Chewbacca falls to the wayside a bit with the Porgs (who only exist because puffins are real and if you film at one of their nesting grounds, they turn out to be hard to CGI out; good excuse for something cute in my mind), but Chewie’s there when he needs to be, and gets to hug Leia this time so it’s not all bad.
The storyline between Rey, Luke and Kylo Ren is brilliant. The filmmakers nailed it. There are still a few unanswered questions, and a few questions that got answers which may not necessarily be true, but it worked. I feel as if Rey may have forgiven Kylo Ren just a little bit too quickly for killing Han, but the time scale of the film meant she had to turn to Kylo Ren as quickly as she did because Luke was slow on the uptake and too haunted by the past to want to help her find what she is looking for: someone to show her what her place in all this is meant to be.

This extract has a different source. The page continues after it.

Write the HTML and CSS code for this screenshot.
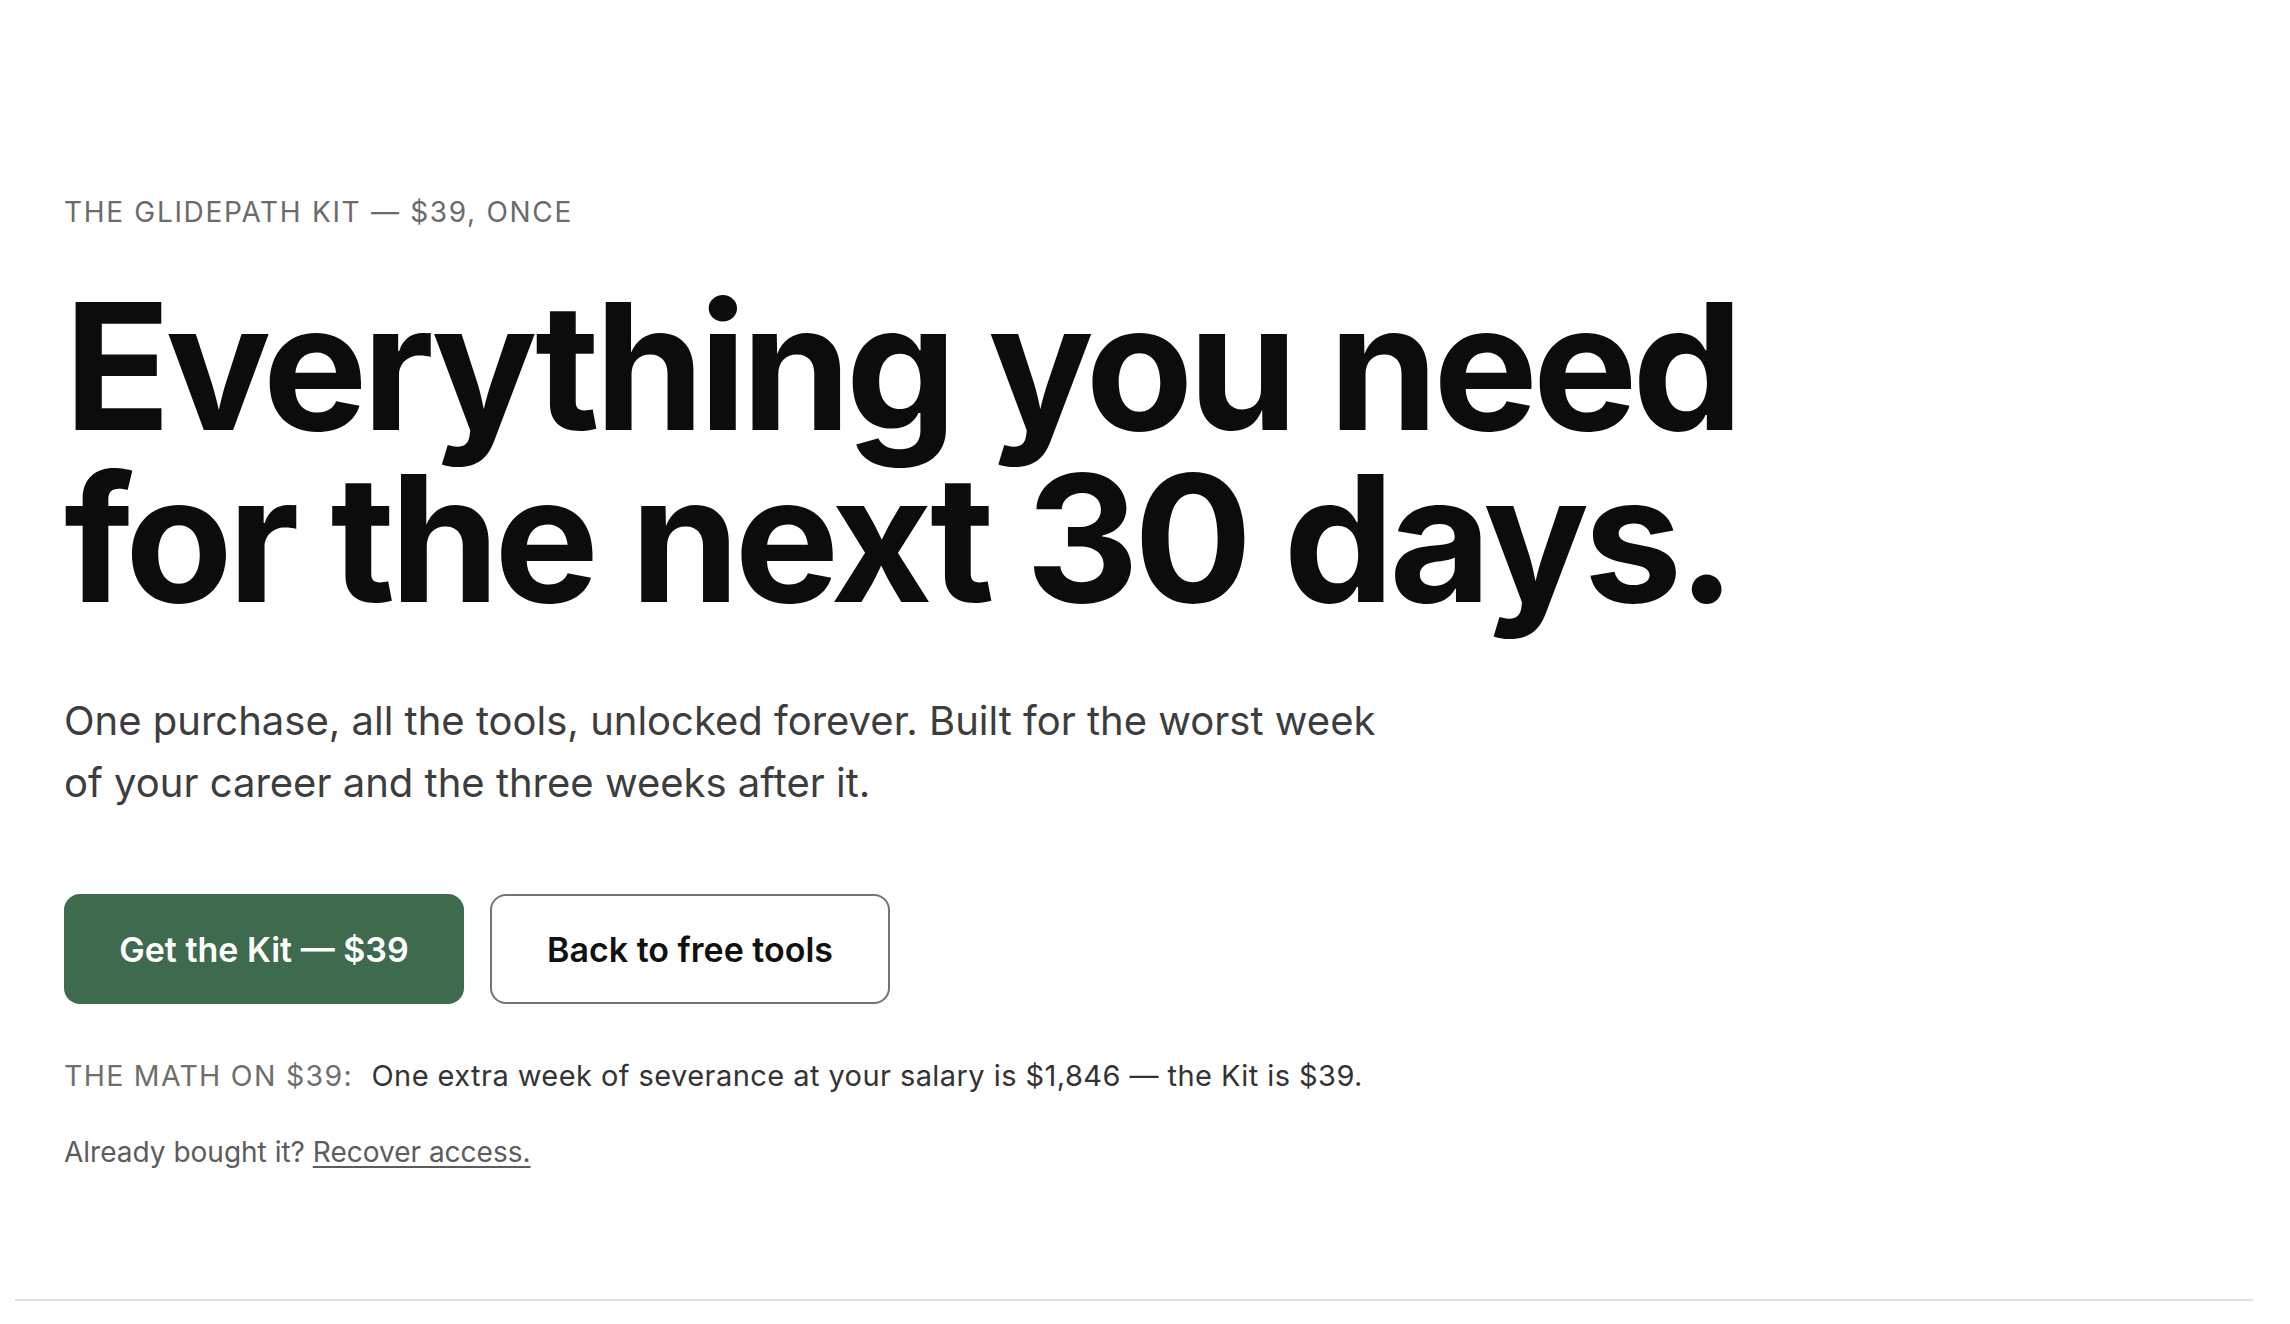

And in the Red Room she finds her place; she may have let her naivety lead her to that room, and her certainty about being able to save Ben Solo might be misplaced, but she doesn’t let her failure deter her or blind her to what’s needs to be done next if she can’t rely on Ben Solo to help her save the Resistance. Unlike Kylo Ren who looses focus because of his anger and hatred, in moments of clarity she finds her practical instincts kicking in. Jakku might have been no-where, but it was a good training ground for teaching someone how to survive on nothing, which is what the Resistance needs.
The resolution of Rey and Kylo’s storyline will make the next film very interesting indeed, hopefully sans puppet strings, and lots more sly looks from General Hux in Kylo’s direction that clearly say ‘Really, you want to do it that way? Okay, it’s not a good idea but I don’t want to be force-choked.’